Although a ban on Russian athletes was proposed due to evidence of glaring malpractice in Russia's anti-doping agency, the International Olympic Committee (IOC) declined to implement a blanket ban; most Russian athletes avoided exclusion, though only one track and field athlete, Darya Klishina, was allowed to go to the Olympic Games.

Efimova has already served an 18-month ban after testing positive for doping in 2013 and was only included in the games a day before the opening ceremony. She was serving a provisional ban after testing positive for meldonium, though this was lifted on the eve of the games, since the World Anti-Doping Agency ruled she had stopped taking the drug before it became illegal at the start of 2016.

Efimova's presence at the games has been controversial, with some fans booing her and even her fellow swimmers turning on her. U.S. swimmer Lilly King took issue with Efimova at the 100-meter breaststroke, saying, "You're shaking your finger 'No. 1' and you've been caught for drug cheating. I'm not a fan."

Australia's Taylor McKeown, who finished behind Efimova at the 200-meter breaststroke said the Russian's inclusion was "a shame" while Great Britain's Chloe Tutton said she "wasn't happy" with who was competing against her.

Efimova, who previously compared the backlash against her to the Cold War, is apparently fed up with the way she's being treated, telling Russian news site Lenta after her second silver medal that she feels she does not feel out of place in Rio, with the sports arbitration court's decision in her favor.

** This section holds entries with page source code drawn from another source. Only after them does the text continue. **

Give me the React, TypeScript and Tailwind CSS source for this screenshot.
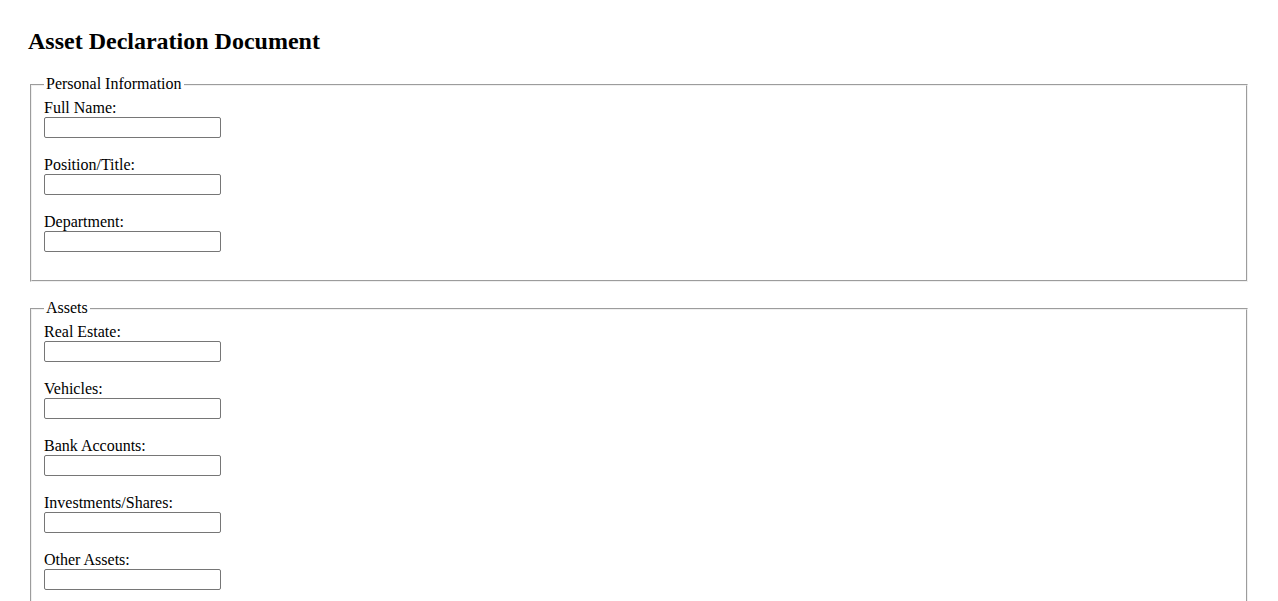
const personal = ["Full Name:", "Position/Title:", "Department:"];
const assets = ["Real Estate:", "Vehicles:", "Bank Accounts:", "Investments/Shares:", "Other Assets:"];

function Field({ label }: { label: string }) {
  return (
    <div className="mb-[18.6px]">
      <label className="block leading-[17.4px]">{label}</label>
      <input
        type="text"
        className="block w-[177px] h-[21px] border border-[#767676] rounded-[2px] px-[2px] py-[1px] text-[13.33px] font-['Liberation_Sans',Arial,sans-serif] bg-white"
      />
    </div>
  );
}

function Section({ title, fields }: { title: string; fields: string[] }) {
  return (
    <fieldset className="mx-[2px] mb-[17px] border-2 border-[#f0f0f0] [border-style:groove] px-3 pt-[5.6px] pb-[10px]">
      <legend className="px-[2px] leading-[18.4px]">{title}</legend>
      {fields.map((f) => (
        <Field key={f} label={f} />
      ))}
    </fieldset>
  );
}

export default function App() {
  return (
    <div className="bg-white text-black font-['Liberation_Serif','Times_New_Roman',serif] text-[16px] px-[28px] pt-[8px] pb-[8px] min-h-screen">
      <h2 className="text-[24px] font-bold leading-[27.6px] mt-[19.92px] mb-[19.92px]">Asset Declaration Document</h2>
      <form>
        <Section title="Personal Information" fields={personal} />
        <Section title="Assets" fields={assets} />
      </form>
    </div>
  );
}
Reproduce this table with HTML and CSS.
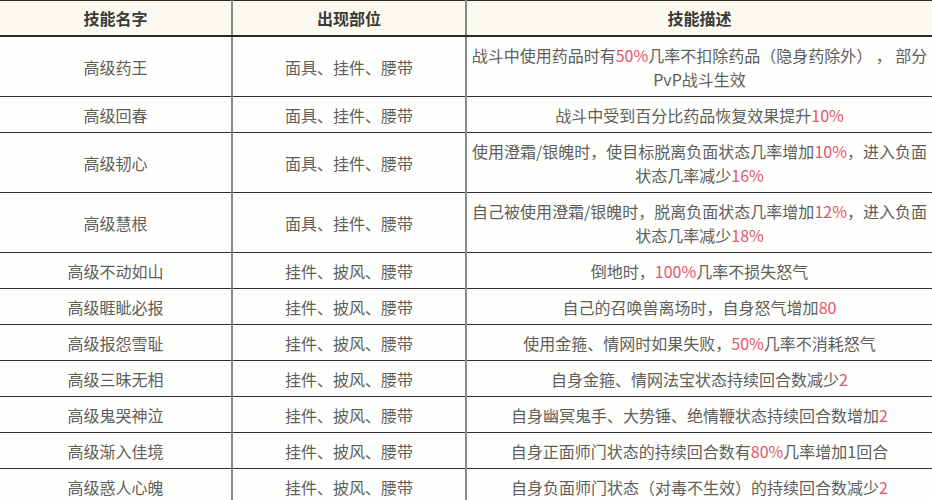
FILE: index.html
```html
<!DOCTYPE html>
<html lang="zh-CN">
<head>
<meta charset="utf-8">
<link rel="stylesheet" href="styles.css">
</head>
<body>
<table class="skills">
  <colgroup>
    <col class="c-name">
    <col class="c-part">
    <col class="c-desc">
  </colgroup>
  <thead>
    <tr><th>技能名字</th><th>出现部位</th><th>技能描述</th></tr>
  </thead>
  <tbody>
    <tr><td>高级药王</td><td>面具、挂件、腰带</td><td>战斗中使用药品时有<span class="hl">50%</span>几率不扣除药品（隐身药除外）&nbsp;，&nbsp;部分<br>PvP战斗生效</td></tr>
    <tr><td>高级回春</td><td>面具、挂件、腰带</td><td>战斗中受到百分比药品恢复效果提升<span class="hl">10%</span></td></tr>
    <tr><td>高级韧心</td><td>面具、挂件、腰带</td><td>使用澄霜/银魄时，使目标脱离负面状态几率增加<span class="hl">10%</span>，进入负面<br>状态几率减少<span class="hl">16%</span></td></tr>
    <tr><td>高级慧根</td><td>面具、挂件、腰带</td><td>自己被使用澄霜/银魄时，脱离负面状态几率增加<span class="hl">12%</span>，进入负面<br>状态几率减少<span class="hl">18%</span></td></tr>
    <tr><td>高级不动如山</td><td>挂件、披风、腰带</td><td>倒地时，<span class="hl">100%</span>几率不损失怒气</td></tr>
    <tr><td>高级睚眦必报</td><td>挂件、披风、腰带</td><td>自己的召唤兽离场时，自身怒气增加<span class="hl">80</span></td></tr>
    <tr><td>高级报怨雪耻</td><td>挂件、披风、腰带</td><td>使用金箍、情网时如果失败，<span class="hl">50%</span>几率不消耗怒气</td></tr>
    <tr><td>高级三昧无相</td><td>挂件、披风、腰带</td><td>自身金箍、情网法宝状态持续回合数减少<span class="hl">2</span></td></tr>
    <tr><td>高级鬼哭神泣</td><td>挂件、披风、腰带</td><td>自身幽冥鬼手、大势锤、绝情鞭状态持续回合数增加<span class="hl">2</span></td></tr>
    <tr><td>高级渐入佳境</td><td>挂件、披风、腰带</td><td>自身正面师门状态的持续回合数有<span class="hl">80%</span>几率增加1回合</td></tr>
    <tr><td>高级惑人心魄</td><td>挂件、披风、腰带</td><td>自身负面师门状态（对毒不生效）的持续回合数减少<span class="hl">2</span></td></tr>
  </tbody>
</table>
</body>
</html>
```

FILE: styles.css
```css
html, body {
  margin: 0;
  padding: 0;
  background: #fdfcf8;
}
body {
  font-family: "Noto Sans CJK SC", "Noto Sans", sans-serif;
  color: #5e5e5b;
  font-size: 16px;
}
.skills {
  width: 932px;
  border-collapse: collapse;
  table-layout: fixed;
  border-top: 1px solid #2a2a2a;
}
.c-name { width: 232px; }
.c-part { width: 234px; }
.c-desc { width: 466px; }
.skills th,
.skills td {
  text-align: center;
  vertical-align: middle;
  line-height: 24px;
  padding: 6px 2px 5px;
  border-bottom: 1px solid #2e2e2e;
  white-space: nowrap;
}
.skills th {
  font-weight: bold;
  color: #3a3a36;
  background: #fbf9f0;
  padding: 5px 2px 5px;
  border-bottom: 2px solid #2a2a2a;
}
.skills th:nth-child(1), .skills td:nth-child(1),
.skills th:nth-child(2), .skills td:nth-child(2) {
  border-right: 2px solid #7f8e8c;
}
.skills td {
  background: #fefefc;
}
.hl {
  color: #e4566d;
}
```
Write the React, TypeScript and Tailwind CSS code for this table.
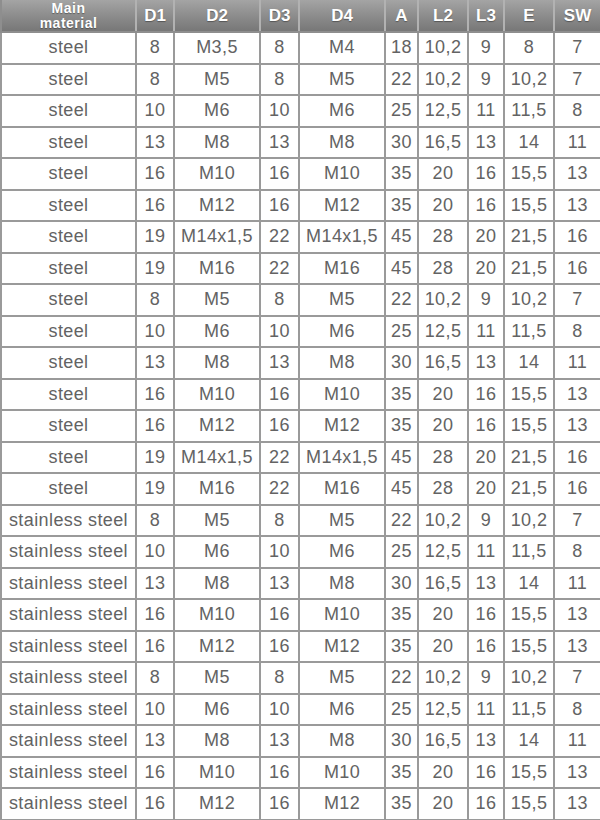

"I won the case," she said. "If that doesn't suit some people or someone thinks their truth supercedes that of the arbitration court, [they] should settle it there."

"A while ago I made a mistake. Cases like that exist all over the world," Efimova said referring to her ban in 2013. "The second time I was acquitted."

"I have also received a lot of support," Efimova said. "I would very much like to hear apologies from certain people."

Efimova and other Russian athletes have been booed in Rio in disciplines where negative crowd reactions are uncommon, prompting debate about the phenomenon.